THE TASK: All of the data should be output character for character, except the pictures.

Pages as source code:
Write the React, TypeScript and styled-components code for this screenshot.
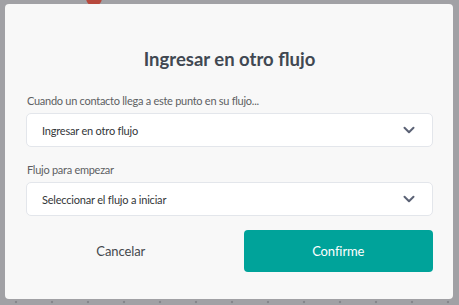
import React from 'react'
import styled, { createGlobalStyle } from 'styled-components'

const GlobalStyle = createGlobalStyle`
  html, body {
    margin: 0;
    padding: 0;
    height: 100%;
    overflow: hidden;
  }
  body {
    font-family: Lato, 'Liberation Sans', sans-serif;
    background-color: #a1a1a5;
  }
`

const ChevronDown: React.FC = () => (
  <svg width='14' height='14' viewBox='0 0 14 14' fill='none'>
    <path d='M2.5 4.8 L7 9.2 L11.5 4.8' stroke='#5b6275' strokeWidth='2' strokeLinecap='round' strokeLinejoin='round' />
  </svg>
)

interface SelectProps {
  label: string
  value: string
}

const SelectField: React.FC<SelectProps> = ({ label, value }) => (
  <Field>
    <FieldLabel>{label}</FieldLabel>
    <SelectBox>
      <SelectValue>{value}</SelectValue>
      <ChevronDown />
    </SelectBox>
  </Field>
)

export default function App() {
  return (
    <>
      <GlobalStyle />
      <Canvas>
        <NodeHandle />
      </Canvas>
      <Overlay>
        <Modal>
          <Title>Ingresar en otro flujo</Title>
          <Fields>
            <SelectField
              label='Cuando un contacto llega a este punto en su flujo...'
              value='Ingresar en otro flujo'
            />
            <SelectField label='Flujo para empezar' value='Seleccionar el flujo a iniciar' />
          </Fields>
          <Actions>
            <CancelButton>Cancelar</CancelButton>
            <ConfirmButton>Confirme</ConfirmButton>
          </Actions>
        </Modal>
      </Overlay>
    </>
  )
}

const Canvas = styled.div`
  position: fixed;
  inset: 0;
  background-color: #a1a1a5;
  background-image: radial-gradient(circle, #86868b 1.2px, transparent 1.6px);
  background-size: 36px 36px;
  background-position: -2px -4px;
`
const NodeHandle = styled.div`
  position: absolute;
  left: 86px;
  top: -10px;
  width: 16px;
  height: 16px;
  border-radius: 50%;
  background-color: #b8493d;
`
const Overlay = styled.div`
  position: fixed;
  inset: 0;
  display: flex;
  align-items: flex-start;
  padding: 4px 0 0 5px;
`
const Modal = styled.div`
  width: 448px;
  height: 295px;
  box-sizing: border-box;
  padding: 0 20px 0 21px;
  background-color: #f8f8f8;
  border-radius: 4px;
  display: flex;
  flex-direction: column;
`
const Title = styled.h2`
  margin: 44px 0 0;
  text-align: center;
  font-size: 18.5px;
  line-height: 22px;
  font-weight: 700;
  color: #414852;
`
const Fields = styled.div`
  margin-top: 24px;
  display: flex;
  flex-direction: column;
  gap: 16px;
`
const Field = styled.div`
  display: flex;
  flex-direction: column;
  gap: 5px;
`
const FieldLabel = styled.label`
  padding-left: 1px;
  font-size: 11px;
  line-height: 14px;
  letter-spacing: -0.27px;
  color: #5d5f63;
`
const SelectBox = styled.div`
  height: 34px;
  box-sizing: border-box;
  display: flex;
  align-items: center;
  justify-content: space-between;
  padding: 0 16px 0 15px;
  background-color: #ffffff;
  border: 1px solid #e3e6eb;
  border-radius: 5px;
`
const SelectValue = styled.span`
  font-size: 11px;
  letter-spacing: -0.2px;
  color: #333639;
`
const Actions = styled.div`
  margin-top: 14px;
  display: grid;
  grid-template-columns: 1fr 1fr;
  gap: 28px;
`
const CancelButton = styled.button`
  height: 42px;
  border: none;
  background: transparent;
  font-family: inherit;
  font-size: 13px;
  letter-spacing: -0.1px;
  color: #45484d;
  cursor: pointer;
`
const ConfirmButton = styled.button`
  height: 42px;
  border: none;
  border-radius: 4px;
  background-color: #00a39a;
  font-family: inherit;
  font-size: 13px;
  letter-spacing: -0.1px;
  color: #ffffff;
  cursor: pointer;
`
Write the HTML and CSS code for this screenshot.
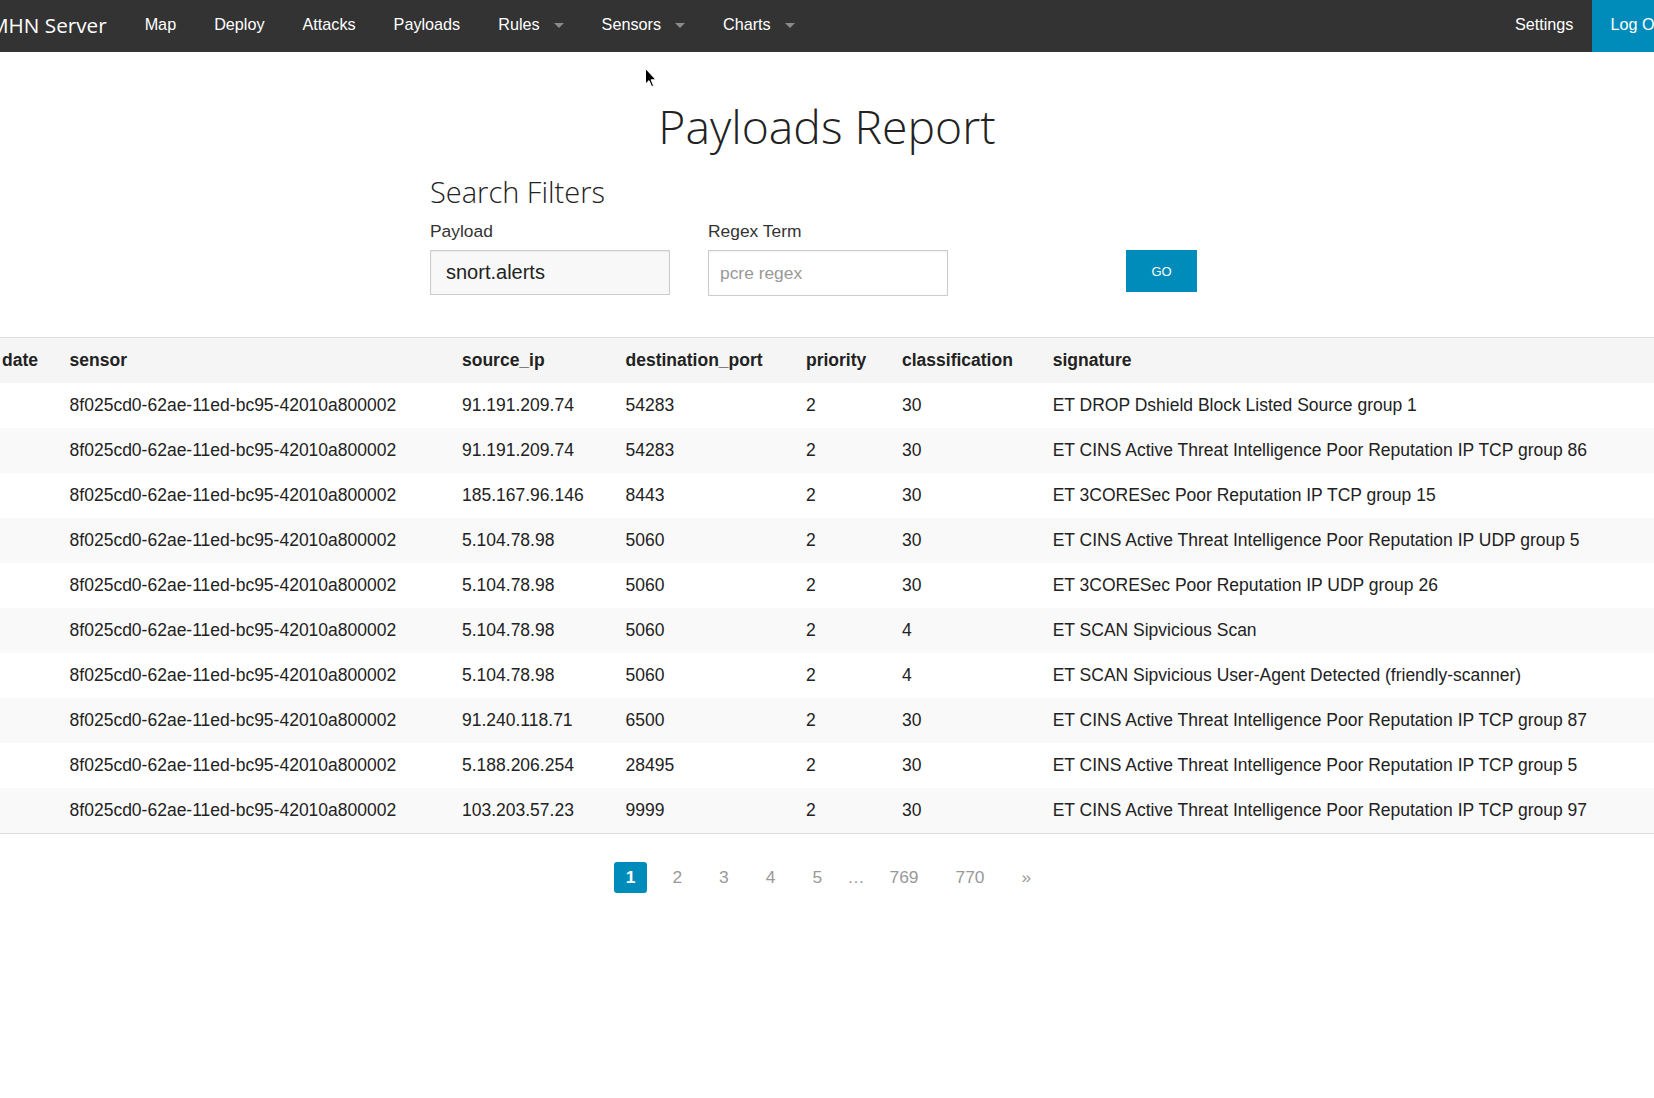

REPLY TO THE TASK:
Write the React, TypeScript and styled-components code for this screenshot.
import React from 'react'
import styled, { createGlobalStyle } from 'styled-components'

const GlobalStyle = createGlobalStyle`
  html, body {
    margin: 0;
    padding: 0;
    height: 100%;
    overflow: hidden;
  }
  body {
    font-family: Lato, 'Liberation Sans', sans-serif;
    background-color: #a1a1a5;
  }
`

const ChevronDown: React.FC = () => (
  <svg width='14' height='14' viewBox='0 0 14 14' fill='none'>
    <path d='M2.5 4.8 L7 9.2 L11.5 4.8' stroke='#5b6275' strokeWidth='2' strokeLinecap='round' strokeLinejoin='round' />
  </svg>
)

interface SelectProps {
  label: string
  value: string
}

const SelectField: React.FC<SelectProps> = ({ label, value }) => (
  <Field>
    <FieldLabel>{label}</FieldLabel>
    <SelectBox>
      <SelectValue>{value}</SelectValue>
      <ChevronDown />
    </SelectBox>
  </Field>
)

export default function App() {
  return (
    <>
      <GlobalStyle />
      <Canvas>
        <NodeHandle />
      </Canvas>
      <Overlay>
        <Modal>
          <Title>Ingresar en otro flujo</Title>
          <Fields>
            <SelectField
              label='Cuando un contacto llega a este punto en su flujo...'
              value='Ingresar en otro flujo'
            />
            <SelectField label='Flujo para empezar' value='Seleccionar el flujo a iniciar' />
          </Fields>
          <Actions>
            <CancelButton>Cancelar</CancelButton>
            <ConfirmButton>Confirme</ConfirmButton>
          </Actions>
        </Modal>
      </Overlay>
    </>
  )
}

const Canvas = styled.div`
  position: fixed;
  inset: 0;
  background-color: #a1a1a5;
  background-image: radial-gradient(circle, #86868b 1.2px, transparent 1.6px);
  background-size: 36px 36px;
  background-position: -2px -4px;
`
const NodeHandle = styled.div`
  position: absolute;
  left: 86px;
  top: -10px;
  width: 16px;
  height: 16px;
  border-radius: 50%;
  background-color: #b8493d;
`
const Overlay = styled.div`
  position: fixed;
  inset: 0;
  display: flex;
  align-items: flex-start;
  padding: 4px 0 0 5px;
`
const Modal = styled.div`
  width: 448px;
  height: 295px;
  box-sizing: border-box;
  padding: 0 20px 0 21px;
  background-color: #f8f8f8;
  border-radius: 4px;
  display: flex;
  flex-direction: column;
`
const Title = styled.h2`
  margin: 44px 0 0;
  text-align: center;
  font-size: 18.5px;
  line-height: 22px;
  font-weight: 700;
  color: #414852;
`
const Fields = styled.div`
  margin-top: 24px;
  display: flex;
  flex-direction: column;
  gap: 16px;
`
const Field = styled.div`
  display: flex;
  flex-direction: column;
  gap: 5px;
`
const FieldLabel = styled.label`
  padding-left: 1px;
  font-size: 11px;
  line-height: 14px;
  letter-spacing: -0.27px;
  color: #5d5f63;
`
const SelectBox = styled.div`
  height: 34px;
  box-sizing: border-box;
  display: flex;
  align-items: center;
  justify-content: space-between;
  padding: 0 16px 0 15px;
  background-color: #ffffff;
  border: 1px solid #e3e6eb;
  border-radius: 5px;
`
const SelectValue = styled.span`
  font-size: 11px;
  letter-spacing: -0.2px;
  color: #333639;
`
const Actions = styled.div`
  margin-top: 14px;
  display: grid;
  grid-template-columns: 1fr 1fr;
  gap: 28px;
`
const CancelButton = styled.button`
  height: 42px;
  border: none;
  background: transparent;
  font-family: inherit;
  font-size: 13px;
  letter-spacing: -0.1px;
  color: #45484d;
  cursor: pointer;
`
const ConfirmButton = styled.button`
  height: 42px;
  border: none;
  border-radius: 4px;
  background-color: #00a39a;
  font-family: inherit;
  font-size: 13px;
  letter-spacing: -0.1px;
  color: #ffffff;
  cursor: pointer;
`
Write the HTML and CSS code for this screenshot.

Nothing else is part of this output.